**Task directions**
Could every line of the data be printed exactly as it reads?

**Information supplied**
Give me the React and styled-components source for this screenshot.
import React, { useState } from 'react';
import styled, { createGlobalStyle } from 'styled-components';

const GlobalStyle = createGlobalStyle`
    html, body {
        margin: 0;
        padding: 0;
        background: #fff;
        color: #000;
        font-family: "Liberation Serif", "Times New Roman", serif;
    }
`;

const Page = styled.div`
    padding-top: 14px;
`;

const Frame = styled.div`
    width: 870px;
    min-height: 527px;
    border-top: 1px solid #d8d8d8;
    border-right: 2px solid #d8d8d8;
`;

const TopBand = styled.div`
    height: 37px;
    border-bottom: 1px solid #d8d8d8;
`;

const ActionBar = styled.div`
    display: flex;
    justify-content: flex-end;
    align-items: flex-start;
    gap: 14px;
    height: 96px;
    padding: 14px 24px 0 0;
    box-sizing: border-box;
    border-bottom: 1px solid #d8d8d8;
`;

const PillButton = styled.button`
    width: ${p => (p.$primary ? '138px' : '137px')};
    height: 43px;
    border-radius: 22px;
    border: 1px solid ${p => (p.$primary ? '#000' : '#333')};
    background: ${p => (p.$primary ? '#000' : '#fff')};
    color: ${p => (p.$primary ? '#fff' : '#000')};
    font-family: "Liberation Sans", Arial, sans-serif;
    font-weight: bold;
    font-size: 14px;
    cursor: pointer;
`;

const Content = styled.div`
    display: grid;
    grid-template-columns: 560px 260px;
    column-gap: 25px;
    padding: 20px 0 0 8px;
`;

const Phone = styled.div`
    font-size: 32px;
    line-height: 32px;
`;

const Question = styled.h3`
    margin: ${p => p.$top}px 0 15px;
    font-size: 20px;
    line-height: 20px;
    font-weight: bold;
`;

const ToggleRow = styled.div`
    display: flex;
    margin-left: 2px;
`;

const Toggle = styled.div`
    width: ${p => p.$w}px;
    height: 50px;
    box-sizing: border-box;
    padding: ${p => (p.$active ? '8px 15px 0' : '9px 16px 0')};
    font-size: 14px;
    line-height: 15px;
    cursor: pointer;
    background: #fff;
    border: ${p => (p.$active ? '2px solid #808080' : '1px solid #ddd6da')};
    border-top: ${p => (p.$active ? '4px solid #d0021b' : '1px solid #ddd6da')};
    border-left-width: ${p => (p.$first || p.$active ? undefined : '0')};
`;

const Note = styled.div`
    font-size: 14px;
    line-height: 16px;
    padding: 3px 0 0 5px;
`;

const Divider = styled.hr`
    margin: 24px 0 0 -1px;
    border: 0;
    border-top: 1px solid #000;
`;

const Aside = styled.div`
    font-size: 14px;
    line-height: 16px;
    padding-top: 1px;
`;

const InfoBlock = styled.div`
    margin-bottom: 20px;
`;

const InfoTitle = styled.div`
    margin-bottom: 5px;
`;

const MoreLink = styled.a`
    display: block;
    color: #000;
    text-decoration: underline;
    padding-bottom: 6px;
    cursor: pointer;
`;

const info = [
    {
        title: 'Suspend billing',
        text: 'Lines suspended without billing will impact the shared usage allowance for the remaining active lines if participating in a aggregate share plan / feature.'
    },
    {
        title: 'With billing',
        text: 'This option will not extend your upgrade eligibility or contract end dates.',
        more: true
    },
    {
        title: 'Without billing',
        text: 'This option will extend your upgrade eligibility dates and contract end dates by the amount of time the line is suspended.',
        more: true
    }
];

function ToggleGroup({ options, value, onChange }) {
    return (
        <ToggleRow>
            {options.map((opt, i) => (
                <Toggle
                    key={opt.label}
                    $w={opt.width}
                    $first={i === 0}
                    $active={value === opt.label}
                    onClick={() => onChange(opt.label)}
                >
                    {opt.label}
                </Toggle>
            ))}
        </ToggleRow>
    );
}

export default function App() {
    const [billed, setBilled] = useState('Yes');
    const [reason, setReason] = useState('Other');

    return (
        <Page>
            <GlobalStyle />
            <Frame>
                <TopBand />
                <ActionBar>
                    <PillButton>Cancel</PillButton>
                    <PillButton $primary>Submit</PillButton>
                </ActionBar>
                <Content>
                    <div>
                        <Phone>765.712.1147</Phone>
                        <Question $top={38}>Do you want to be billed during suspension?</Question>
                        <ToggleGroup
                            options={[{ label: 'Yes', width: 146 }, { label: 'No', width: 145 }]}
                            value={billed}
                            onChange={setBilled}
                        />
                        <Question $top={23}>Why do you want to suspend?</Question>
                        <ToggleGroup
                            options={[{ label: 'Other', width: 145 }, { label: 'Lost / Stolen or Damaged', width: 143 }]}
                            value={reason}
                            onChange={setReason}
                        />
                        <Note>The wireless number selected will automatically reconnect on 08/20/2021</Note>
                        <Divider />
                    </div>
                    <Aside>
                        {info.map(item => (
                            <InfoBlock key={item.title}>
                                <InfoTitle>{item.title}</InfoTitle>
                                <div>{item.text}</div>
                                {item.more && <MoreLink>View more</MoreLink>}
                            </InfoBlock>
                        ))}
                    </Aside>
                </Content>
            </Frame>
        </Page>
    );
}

**Task answer**
Give me the React and styled-components source for this screenshot.
import React, { useState } from 'react';
import styled, { createGlobalStyle } from 'styled-components';

const GlobalStyle = createGlobalStyle`
    html, body {
        margin: 0;
        padding: 0;
        background: #fff;
        color: #000;
        font-family: "Liberation Serif", "Times New Roman", serif;
    }
`;

const Page = styled.div`
    padding-top: 14px;
`;

const Frame = styled.div`
    width: 870px;
    min-height: 527px;
    border-top: 1px solid #d8d8d8;
    border-right: 2px solid #d8d8d8;
`;

const TopBand = styled.div`
    height: 37px;
    border-bottom: 1px solid #d8d8d8;
`;

const ActionBar = styled.div`
    display: flex;
    justify-content: flex-end;
    align-items: flex-start;
    gap: 14px;
    height: 96px;
    padding: 14px 24px 0 0;
    box-sizing: border-box;
    border-bottom: 1px solid #d8d8d8;
`;

const PillButton = styled.button`
    width: ${p => (p.$primary ? '138px' : '137px')};
    height: 43px;
    border-radius: 22px;
    border: 1px solid ${p => (p.$primary ? '#000' : '#333')};
    background: ${p => (p.$primary ? '#000' : '#fff')};
    color: ${p => (p.$primary ? '#fff' : '#000')};
    font-family: "Liberation Sans", Arial, sans-serif;
    font-weight: bold;
    font-size: 14px;
    cursor: pointer;
`;

const Content = styled.div`
    display: grid;
    grid-template-columns: 560px 260px;
    column-gap: 25px;
    padding: 20px 0 0 8px;
`;

const Phone = styled.div`
    font-size: 32px;
    line-height: 32px;
`;

const Question = styled.h3`
    margin: ${p => p.$top}px 0 15px;
    font-size: 20px;
    line-height: 20px;
    font-weight: bold;
`;

const ToggleRow = styled.div`
    display: flex;
    margin-left: 2px;
`;

const Toggle = styled.div`
    width: ${p => p.$w}px;
    height: 50px;
    box-sizing: border-box;
    padding: ${p => (p.$active ? '8px 15px 0' : '9px 16px 0')};
    font-size: 14px;
    line-height: 15px;
    cursor: pointer;
    background: #fff;
    border: ${p => (p.$active ? '2px solid #808080' : '1px solid #ddd6da')};
    border-top: ${p => (p.$active ? '4px solid #d0021b' : '1px solid #ddd6da')};
    border-left-width: ${p => (p.$first || p.$active ? undefined : '0')};
`;

const Note = styled.div`
    font-size: 14px;
    line-height: 16px;
    padding: 3px 0 0 5px;
`;

const Divider = styled.hr`
    margin: 24px 0 0 -1px;
    border: 0;
    border-top: 1px solid #000;
`;

const Aside = styled.div`
    font-size: 14px;
    line-height: 16px;
    padding-top: 1px;
`;

const InfoBlock = styled.div`
    margin-bottom: 20px;
`;

const InfoTitle = styled.div`
    margin-bottom: 5px;
`;

const MoreLink = styled.a`
    display: block;
    color: #000;
    text-decoration: underline;
    padding-bottom: 6px;
    cursor: pointer;
`;

const info = [
    {
        title: 'Suspend billing',
        text: 'Lines suspended without billing will impact the shared usage allowance for the remaining active lines if participating in a aggregate share plan / feature.'
    },
    {
        title: 'With billing',
        text: 'This option will not extend your upgrade eligibility or contract end dates.',
        more: true
    },
    {
        title: 'Without billing',
        text: 'This option will extend your upgrade eligibility dates and contract end dates by the amount of time the line is suspended.',
        more: true
    }
];

function ToggleGroup({ options, value, onChange }) {
    return (
        <ToggleRow>
            {options.map((opt, i) => (
                <Toggle
                    key={opt.label}
                    $w={opt.width}
                    $first={i === 0}
                    $active={value === opt.label}
                    onClick={() => onChange(opt.label)}
                >
                    {opt.label}
                </Toggle>
            ))}
        </ToggleRow>
    );
}

export default function App() {
    const [billed, setBilled] = useState('Yes');
    const [reason, setReason] = useState('Other');

    return (
        <Page>
            <GlobalStyle />
            <Frame>
                <TopBand />
                <ActionBar>
                    <PillButton>Cancel</PillButton>
                    <PillButton $primary>Submit</PillButton>
                </ActionBar>
                <Content>
                    <div>
                        <Phone>765.712.1147</Phone>
                        <Question $top={38}>Do you want to be billed during suspension?</Question>
                        <ToggleGroup
                            options={[{ label: 'Yes', width: 146 }, { label: 'No', width: 145 }]}
                            value={billed}
                            onChange={setBilled}
                        />
                        <Question $top={23}>Why do you want to suspend?</Question>
                        <ToggleGroup
                            options={[{ label: 'Other', width: 145 }, { label: 'Lost / Stolen or Damaged', width: 143 }]}
                            value={reason}
                            onChange={setReason}
                        />
                        <Note>The wireless number selected will automatically reconnect on 08/20/2021</Note>
                        <Divider />
                    </div>
                    <Aside>
                        {info.map(item => (
                            <InfoBlock key={item.title}>
                                <InfoTitle>{item.title}</InfoTitle>
                                <div>{item.text}</div>
                                {item.more && <MoreLink>View more</MoreLink>}
                            </InfoBlock>
                        ))}
                    </Aside>
                </Content>
            </Frame>
        </Page>
    );
}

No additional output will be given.